### Stated exercise
Check each line of the listing, and copy it if it contains the word "styles".
-- BEGIN --
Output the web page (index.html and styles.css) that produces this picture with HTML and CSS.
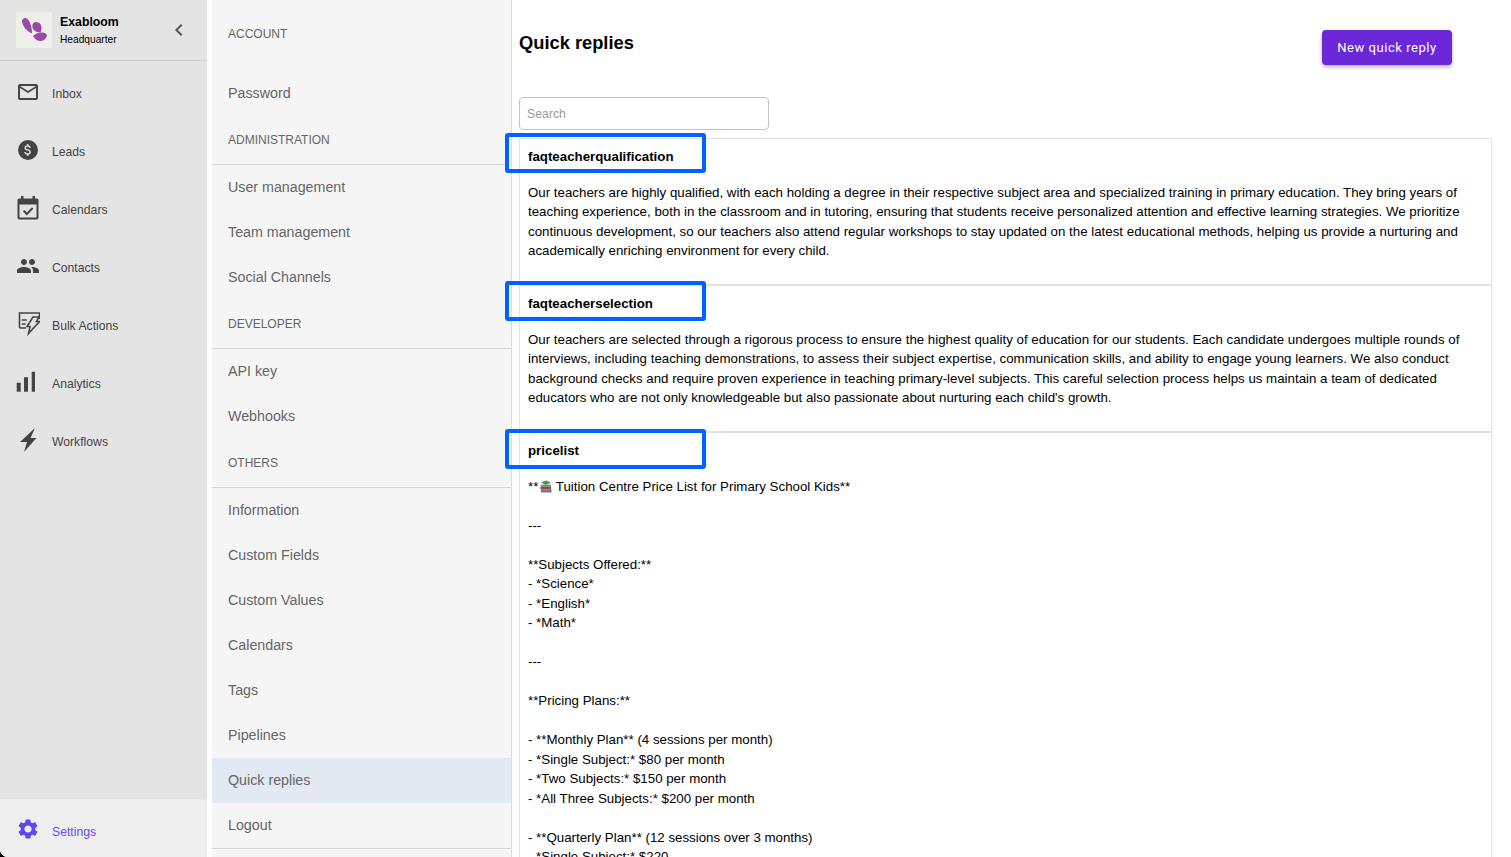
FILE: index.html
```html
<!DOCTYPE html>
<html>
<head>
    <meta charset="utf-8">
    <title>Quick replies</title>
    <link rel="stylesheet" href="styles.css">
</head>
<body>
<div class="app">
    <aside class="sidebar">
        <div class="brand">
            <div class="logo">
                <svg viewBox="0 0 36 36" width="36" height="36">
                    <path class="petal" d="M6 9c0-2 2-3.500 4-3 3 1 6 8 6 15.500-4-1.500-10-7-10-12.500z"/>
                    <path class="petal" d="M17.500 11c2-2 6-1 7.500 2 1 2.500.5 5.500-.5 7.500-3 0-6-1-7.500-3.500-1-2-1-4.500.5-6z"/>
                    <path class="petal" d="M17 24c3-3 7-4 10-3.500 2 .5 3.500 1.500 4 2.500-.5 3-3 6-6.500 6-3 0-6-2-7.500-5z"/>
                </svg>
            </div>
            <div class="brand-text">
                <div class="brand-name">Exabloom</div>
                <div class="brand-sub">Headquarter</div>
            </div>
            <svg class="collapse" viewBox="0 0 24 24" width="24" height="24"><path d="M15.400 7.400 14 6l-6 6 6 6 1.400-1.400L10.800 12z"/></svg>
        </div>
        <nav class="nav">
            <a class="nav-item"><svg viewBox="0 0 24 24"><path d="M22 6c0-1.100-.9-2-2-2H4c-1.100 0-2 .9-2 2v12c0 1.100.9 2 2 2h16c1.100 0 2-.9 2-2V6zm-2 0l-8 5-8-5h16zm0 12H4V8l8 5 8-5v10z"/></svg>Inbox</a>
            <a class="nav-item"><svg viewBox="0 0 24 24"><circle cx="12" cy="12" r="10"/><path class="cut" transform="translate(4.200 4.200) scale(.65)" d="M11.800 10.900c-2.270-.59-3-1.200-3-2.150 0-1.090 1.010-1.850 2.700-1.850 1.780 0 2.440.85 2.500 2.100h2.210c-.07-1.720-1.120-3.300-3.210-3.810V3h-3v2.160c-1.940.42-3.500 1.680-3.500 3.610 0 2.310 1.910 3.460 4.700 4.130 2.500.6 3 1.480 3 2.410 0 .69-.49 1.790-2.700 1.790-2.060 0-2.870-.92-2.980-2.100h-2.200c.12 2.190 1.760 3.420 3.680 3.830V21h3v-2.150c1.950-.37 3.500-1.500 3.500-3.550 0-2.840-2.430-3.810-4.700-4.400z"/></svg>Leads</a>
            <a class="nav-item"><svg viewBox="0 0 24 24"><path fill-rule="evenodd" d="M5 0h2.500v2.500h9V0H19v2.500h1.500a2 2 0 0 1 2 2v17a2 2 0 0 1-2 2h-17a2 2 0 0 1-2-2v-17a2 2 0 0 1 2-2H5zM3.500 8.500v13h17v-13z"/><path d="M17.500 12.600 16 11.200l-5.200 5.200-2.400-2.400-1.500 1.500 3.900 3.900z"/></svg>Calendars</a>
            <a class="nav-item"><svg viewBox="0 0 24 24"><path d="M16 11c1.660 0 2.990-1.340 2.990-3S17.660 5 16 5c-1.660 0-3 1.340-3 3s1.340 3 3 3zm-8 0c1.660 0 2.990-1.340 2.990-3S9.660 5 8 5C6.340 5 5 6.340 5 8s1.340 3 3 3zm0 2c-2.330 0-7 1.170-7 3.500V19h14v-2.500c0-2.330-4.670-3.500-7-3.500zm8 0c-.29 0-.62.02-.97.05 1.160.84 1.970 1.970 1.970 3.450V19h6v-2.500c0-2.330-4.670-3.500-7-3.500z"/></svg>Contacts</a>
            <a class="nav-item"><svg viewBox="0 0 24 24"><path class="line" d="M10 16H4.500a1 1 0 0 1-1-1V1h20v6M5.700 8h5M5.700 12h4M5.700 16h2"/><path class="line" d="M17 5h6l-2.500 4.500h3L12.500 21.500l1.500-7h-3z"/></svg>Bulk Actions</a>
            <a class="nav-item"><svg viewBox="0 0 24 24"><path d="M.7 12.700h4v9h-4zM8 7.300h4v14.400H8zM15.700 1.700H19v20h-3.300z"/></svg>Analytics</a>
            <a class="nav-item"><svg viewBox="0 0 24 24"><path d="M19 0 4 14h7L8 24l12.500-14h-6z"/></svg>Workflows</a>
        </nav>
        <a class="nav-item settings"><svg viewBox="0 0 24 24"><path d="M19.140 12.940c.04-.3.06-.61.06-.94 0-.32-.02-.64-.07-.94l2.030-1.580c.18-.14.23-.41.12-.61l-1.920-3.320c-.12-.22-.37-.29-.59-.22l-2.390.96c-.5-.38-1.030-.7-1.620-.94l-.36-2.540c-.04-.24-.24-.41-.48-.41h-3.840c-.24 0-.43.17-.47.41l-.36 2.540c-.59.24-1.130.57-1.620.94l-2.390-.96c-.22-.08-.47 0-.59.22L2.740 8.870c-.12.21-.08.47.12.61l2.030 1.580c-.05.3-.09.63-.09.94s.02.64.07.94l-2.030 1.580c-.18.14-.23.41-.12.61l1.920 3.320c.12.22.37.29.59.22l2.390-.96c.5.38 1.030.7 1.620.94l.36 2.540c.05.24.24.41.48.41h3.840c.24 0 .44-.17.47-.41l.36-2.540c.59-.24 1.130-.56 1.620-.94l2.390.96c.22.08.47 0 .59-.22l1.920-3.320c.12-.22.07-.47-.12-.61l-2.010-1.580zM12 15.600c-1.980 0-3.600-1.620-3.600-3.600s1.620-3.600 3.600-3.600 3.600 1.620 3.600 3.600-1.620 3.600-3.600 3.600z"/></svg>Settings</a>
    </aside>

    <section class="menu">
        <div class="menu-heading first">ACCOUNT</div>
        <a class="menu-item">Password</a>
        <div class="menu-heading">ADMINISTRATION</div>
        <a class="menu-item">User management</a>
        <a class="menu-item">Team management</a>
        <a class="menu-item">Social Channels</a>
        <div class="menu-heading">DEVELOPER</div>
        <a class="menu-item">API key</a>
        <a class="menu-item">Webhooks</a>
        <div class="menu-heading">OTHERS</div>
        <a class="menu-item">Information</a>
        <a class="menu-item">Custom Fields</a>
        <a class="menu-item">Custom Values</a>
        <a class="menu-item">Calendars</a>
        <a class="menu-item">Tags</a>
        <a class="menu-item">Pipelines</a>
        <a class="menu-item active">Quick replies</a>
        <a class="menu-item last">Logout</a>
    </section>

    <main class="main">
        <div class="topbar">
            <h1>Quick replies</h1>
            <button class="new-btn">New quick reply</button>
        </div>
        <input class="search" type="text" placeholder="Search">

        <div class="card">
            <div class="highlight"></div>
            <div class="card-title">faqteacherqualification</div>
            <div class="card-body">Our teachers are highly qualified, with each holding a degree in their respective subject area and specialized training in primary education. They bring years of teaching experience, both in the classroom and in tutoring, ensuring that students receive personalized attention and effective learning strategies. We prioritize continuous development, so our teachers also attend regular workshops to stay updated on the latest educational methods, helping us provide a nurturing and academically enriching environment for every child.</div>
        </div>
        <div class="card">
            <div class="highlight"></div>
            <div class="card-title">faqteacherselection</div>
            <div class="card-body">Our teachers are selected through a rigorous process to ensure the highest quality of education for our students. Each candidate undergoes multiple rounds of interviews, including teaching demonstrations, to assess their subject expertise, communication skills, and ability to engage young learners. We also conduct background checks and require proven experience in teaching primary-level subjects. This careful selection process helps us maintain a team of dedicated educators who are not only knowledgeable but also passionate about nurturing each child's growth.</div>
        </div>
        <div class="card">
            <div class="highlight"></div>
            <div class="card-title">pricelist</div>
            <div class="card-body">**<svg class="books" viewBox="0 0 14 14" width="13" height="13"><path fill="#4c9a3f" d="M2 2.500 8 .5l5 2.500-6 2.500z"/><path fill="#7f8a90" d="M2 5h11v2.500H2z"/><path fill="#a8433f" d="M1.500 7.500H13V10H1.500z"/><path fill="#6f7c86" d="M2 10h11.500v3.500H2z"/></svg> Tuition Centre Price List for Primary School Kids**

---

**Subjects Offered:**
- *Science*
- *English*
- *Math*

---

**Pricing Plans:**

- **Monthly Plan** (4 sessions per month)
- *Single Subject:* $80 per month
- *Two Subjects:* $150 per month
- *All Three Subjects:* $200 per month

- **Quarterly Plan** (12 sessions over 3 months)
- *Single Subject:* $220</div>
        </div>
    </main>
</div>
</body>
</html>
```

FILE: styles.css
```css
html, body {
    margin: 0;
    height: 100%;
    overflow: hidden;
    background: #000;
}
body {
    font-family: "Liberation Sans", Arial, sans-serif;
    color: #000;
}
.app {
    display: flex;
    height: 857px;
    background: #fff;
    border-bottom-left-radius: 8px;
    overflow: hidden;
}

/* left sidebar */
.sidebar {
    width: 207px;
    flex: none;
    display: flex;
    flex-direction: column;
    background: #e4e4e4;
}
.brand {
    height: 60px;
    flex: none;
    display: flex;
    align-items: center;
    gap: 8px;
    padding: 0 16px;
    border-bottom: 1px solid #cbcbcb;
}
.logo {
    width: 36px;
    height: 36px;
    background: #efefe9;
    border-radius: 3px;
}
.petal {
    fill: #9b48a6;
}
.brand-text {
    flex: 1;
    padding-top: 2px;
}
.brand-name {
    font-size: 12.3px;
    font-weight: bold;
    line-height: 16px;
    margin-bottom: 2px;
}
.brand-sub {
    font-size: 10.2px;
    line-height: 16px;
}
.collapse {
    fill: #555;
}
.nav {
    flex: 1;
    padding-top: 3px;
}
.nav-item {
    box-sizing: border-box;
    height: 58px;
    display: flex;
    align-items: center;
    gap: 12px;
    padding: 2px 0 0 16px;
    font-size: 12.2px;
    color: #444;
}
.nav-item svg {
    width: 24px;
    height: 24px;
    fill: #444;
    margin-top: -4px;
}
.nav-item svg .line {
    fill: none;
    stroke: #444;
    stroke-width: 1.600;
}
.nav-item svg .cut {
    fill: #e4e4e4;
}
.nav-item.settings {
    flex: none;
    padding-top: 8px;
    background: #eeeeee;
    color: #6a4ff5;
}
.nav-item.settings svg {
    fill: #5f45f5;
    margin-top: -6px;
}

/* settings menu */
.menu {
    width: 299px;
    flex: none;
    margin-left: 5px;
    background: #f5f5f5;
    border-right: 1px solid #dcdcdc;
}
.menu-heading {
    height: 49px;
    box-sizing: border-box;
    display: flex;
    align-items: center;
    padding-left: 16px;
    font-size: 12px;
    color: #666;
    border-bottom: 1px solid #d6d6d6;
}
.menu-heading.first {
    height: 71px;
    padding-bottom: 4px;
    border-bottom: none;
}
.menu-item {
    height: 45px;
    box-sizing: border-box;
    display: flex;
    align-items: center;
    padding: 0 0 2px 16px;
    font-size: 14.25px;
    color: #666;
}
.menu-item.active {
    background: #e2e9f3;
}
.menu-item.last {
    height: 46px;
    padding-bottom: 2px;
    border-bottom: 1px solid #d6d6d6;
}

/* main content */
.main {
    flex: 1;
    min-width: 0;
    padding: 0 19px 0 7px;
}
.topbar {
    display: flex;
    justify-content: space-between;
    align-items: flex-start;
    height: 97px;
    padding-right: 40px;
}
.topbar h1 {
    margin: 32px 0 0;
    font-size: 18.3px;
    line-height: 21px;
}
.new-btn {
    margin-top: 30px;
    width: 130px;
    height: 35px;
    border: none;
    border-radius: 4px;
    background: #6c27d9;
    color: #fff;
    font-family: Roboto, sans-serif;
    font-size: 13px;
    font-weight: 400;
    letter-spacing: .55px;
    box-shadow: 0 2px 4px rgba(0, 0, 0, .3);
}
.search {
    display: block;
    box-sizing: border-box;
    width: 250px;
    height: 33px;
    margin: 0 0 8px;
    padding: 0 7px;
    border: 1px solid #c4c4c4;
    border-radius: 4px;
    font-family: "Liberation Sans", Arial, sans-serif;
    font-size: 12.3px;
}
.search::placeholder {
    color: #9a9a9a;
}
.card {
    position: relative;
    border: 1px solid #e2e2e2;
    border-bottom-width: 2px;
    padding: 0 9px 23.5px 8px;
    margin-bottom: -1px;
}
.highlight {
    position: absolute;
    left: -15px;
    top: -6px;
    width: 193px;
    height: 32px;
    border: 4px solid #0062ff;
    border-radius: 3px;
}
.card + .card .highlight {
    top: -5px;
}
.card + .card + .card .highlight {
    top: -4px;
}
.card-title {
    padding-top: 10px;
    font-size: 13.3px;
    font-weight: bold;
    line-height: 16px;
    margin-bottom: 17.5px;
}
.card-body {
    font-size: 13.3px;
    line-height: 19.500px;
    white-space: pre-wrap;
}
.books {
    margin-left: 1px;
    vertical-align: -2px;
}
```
-- END --
### Solution below
Output the web page (index.html and styles.css) that produces this picture with HTML and CSS.
    <link rel="stylesheet" href="styles.css">
FILE: styles.css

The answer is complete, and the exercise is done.